- [Information supplied]:
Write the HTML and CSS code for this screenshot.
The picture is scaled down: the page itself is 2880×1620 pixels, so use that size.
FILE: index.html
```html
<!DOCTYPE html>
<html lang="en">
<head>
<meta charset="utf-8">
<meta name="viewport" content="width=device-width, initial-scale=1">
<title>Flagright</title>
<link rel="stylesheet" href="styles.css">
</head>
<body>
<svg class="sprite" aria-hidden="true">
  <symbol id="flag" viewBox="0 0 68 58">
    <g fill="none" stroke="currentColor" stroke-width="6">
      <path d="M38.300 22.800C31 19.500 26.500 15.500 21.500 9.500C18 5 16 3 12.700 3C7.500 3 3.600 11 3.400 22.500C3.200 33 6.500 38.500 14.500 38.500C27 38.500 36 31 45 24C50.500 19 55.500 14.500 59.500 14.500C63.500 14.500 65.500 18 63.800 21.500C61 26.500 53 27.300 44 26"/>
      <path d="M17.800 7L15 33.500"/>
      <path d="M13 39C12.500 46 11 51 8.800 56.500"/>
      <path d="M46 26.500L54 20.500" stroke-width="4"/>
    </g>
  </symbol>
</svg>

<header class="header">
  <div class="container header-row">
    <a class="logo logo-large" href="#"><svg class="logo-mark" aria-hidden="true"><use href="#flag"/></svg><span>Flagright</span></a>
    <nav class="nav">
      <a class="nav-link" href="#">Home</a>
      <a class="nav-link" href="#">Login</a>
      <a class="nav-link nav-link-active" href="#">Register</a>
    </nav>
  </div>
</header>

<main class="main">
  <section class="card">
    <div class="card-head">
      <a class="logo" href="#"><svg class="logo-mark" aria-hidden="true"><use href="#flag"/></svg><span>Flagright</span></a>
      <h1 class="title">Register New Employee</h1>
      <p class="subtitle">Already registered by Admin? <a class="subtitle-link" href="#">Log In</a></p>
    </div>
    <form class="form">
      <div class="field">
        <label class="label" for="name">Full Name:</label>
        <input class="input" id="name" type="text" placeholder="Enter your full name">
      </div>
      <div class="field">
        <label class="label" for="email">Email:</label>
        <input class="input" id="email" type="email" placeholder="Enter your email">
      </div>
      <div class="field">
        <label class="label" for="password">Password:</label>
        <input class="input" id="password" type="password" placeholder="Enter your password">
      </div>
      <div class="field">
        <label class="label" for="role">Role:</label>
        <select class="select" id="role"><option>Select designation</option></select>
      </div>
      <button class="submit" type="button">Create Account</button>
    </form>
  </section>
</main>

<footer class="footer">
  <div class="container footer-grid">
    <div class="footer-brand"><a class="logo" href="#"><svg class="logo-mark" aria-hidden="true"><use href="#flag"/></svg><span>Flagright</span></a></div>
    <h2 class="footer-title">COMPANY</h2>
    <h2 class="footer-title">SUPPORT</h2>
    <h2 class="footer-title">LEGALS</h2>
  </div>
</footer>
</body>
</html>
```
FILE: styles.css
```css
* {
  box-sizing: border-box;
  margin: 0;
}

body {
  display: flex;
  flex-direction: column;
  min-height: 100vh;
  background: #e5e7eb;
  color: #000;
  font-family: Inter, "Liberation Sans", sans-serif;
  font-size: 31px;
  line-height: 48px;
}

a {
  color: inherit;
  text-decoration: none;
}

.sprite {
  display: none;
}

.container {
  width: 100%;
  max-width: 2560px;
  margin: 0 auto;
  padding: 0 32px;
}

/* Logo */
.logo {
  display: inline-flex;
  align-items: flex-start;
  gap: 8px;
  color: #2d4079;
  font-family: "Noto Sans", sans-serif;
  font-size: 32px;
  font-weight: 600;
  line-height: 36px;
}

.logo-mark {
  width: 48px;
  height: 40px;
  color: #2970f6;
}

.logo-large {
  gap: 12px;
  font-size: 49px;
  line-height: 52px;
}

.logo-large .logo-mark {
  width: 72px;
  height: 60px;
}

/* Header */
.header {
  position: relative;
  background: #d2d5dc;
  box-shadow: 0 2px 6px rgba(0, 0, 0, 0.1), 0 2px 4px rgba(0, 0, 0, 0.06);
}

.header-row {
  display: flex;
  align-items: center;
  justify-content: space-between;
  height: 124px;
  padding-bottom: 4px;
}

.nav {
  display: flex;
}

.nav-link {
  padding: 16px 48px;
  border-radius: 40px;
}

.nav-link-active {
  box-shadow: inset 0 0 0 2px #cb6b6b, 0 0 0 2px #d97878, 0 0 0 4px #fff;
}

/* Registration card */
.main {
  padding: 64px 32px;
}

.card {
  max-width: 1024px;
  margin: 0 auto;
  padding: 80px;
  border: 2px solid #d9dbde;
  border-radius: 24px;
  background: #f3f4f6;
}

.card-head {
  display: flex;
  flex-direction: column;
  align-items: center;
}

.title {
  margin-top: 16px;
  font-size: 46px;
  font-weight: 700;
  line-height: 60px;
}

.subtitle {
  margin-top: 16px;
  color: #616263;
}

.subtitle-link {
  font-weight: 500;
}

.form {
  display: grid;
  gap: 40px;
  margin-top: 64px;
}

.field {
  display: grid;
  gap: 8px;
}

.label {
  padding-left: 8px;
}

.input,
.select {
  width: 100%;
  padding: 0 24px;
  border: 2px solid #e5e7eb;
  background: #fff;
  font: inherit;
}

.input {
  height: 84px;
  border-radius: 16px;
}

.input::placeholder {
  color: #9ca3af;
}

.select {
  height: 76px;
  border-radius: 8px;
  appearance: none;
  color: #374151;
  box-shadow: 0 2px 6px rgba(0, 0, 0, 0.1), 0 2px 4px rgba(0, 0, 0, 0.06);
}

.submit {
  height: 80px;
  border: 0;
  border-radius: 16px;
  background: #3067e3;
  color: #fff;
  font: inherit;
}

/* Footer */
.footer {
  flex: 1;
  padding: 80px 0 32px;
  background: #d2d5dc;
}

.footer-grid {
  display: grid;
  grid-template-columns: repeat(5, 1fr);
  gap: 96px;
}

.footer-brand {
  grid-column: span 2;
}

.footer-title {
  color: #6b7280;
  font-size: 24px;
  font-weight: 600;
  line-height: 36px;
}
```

- [Task to complete]: Give the material above again, word for word.

- [Answer in full]:
Write the HTML and CSS code for this screenshot.
The picture is scaled down: the page itself is 2880×1620 pixels, so use that size.
FILE: index.html
```html
<!DOCTYPE html>
<html lang="en">
<head>
<meta charset="utf-8">
<meta name="viewport" content="width=device-width, initial-scale=1">
<title>Flagright</title>
<link rel="stylesheet" href="styles.css">
</head>
<body>
<svg class="sprite" aria-hidden="true">
  <symbol id="flag" viewBox="0 0 68 58">
    <g fill="none" stroke="currentColor" stroke-width="6">
      <path d="M38.300 22.800C31 19.500 26.500 15.500 21.500 9.500C18 5 16 3 12.700 3C7.500 3 3.600 11 3.400 22.500C3.200 33 6.500 38.500 14.500 38.500C27 38.500 36 31 45 24C50.500 19 55.500 14.500 59.500 14.500C63.500 14.500 65.500 18 63.800 21.500C61 26.500 53 27.300 44 26"/>
      <path d="M17.800 7L15 33.500"/>
      <path d="M13 39C12.500 46 11 51 8.800 56.500"/>
      <path d="M46 26.500L54 20.500" stroke-width="4"/>
    </g>
  </symbol>
</svg>

<header class="header">
  <div class="container header-row">
    <a class="logo logo-large" href="#"><svg class="logo-mark" aria-hidden="true"><use href="#flag"/></svg><span>Flagright</span></a>
    <nav class="nav">
      <a class="nav-link" href="#">Home</a>
      <a class="nav-link" href="#">Login</a>
      <a class="nav-link nav-link-active" href="#">Register</a>
    </nav>
  </div>
</header>

<main class="main">
  <section class="card">
    <div class="card-head">
      <a class="logo" href="#"><svg class="logo-mark" aria-hidden="true"><use href="#flag"/></svg><span>Flagright</span></a>
      <h1 class="title">Register New Employee</h1>
      <p class="subtitle">Already registered by Admin? <a class="subtitle-link" href="#">Log In</a></p>
    </div>
    <form class="form">
      <div class="field">
        <label class="label" for="name">Full Name:</label>
        <input class="input" id="name" type="text" placeholder="Enter your full name">
      </div>
      <div class="field">
        <label class="label" for="email">Email:</label>
        <input class="input" id="email" type="email" placeholder="Enter your email">
      </div>
      <div class="field">
        <label class="label" for="password">Password:</label>
        <input class="input" id="password" type="password" placeholder="Enter your password">
      </div>
      <div class="field">
        <label class="label" for="role">Role:</label>
        <select class="select" id="role"><option>Select designation</option></select>
      </div>
      <button class="submit" type="button">Create Account</button>
    </form>
  </section>
</main>

<footer class="footer">
  <div class="container footer-grid">
    <div class="footer-brand"><a class="logo" href="#"><svg class="logo-mark" aria-hidden="true"><use href="#flag"/></svg><span>Flagright</span></a></div>
    <h2 class="footer-title">COMPANY</h2>
    <h2 class="footer-title">SUPPORT</h2>
    <h2 class="footer-title">LEGALS</h2>
  </div>
</footer>
</body>
</html>
```
FILE: styles.css
```css
* {
  box-sizing: border-box;
  margin: 0;
}

body {
  display: flex;
  flex-direction: column;
  min-height: 100vh;
  background: #e5e7eb;
  color: #000;
  font-family: Inter, "Liberation Sans", sans-serif;
  font-size: 31px;
  line-height: 48px;
}

a {
  color: inherit;
  text-decoration: none;
}

.sprite {
  display: none;
}

.container {
  width: 100%;
  max-width: 2560px;
  margin: 0 auto;
  padding: 0 32px;
}

/* Logo */
.logo {
  display: inline-flex;
  align-items: flex-start;
  gap: 8px;
  color: #2d4079;
  font-family: "Noto Sans", sans-serif;
  font-size: 32px;
  font-weight: 600;
  line-height: 36px;
}

.logo-mark {
  width: 48px;
  height: 40px;
  color: #2970f6;
}

.logo-large {
  gap: 12px;
  font-size: 49px;
  line-height: 52px;
}

.logo-large .logo-mark {
  width: 72px;
  height: 60px;
}

/* Header */
.header {
  position: relative;
  background: #d2d5dc;
  box-shadow: 0 2px 6px rgba(0, 0, 0, 0.1), 0 2px 4px rgba(0, 0, 0, 0.06);
}

.header-row {
  display: flex;
  align-items: center;
  justify-content: space-between;
  height: 124px;
  padding-bottom: 4px;
}

.nav {
  display: flex;
}

.nav-link {
  padding: 16px 48px;
  border-radius: 40px;
}

.nav-link-active {
  box-shadow: inset 0 0 0 2px #cb6b6b, 0 0 0 2px #d97878, 0 0 0 4px #fff;
}

/* Registration card */
.main {
  padding: 64px 32px;
}

.card {
  max-width: 1024px;
  margin: 0 auto;
  padding: 80px;
  border: 2px solid #d9dbde;
  border-radius: 24px;
  background: #f3f4f6;
}

.card-head {
  display: flex;
  flex-direction: column;
  align-items: center;
}

.title {
  margin-top: 16px;
  font-size: 46px;
  font-weight: 700;
  line-height: 60px;
}

.subtitle {
  margin-top: 16px;
  color: #616263;
}

.subtitle-link {
  font-weight: 500;
}

.form {
  display: grid;
  gap: 40px;
  margin-top: 64px;
}

.field {
  display: grid;
  gap: 8px;
}

.label {
  padding-left: 8px;
}

.input,
.select {
  width: 100%;
  padding: 0 24px;
  border: 2px solid #e5e7eb;
  background: #fff;
  font: inherit;
}

.input {
  height: 84px;
  border-radius: 16px;
}

.input::placeholder {
  color: #9ca3af;
}

.select {
  height: 76px;
  border-radius: 8px;
  appearance: none;
  color: #374151;
  box-shadow: 0 2px 6px rgba(0, 0, 0, 0.1), 0 2px 4px rgba(0, 0, 0, 0.06);
}

.submit {
  height: 80px;
  border: 0;
  border-radius: 16px;
  background: #3067e3;
  color: #fff;
  font: inherit;
}

/* Footer */
.footer {
  flex: 1;
  padding: 80px 0 32px;
  background: #d2d5dc;
}

.footer-grid {
  display: grid;
  grid-template-columns: repeat(5, 1fr);
  gap: 96px;
}

.footer-brand {
  grid-column: span 2;
}

.footer-title {
  color: #6b7280;
  font-size: 24px;
  font-weight: 600;
  line-height: 36px;
}
```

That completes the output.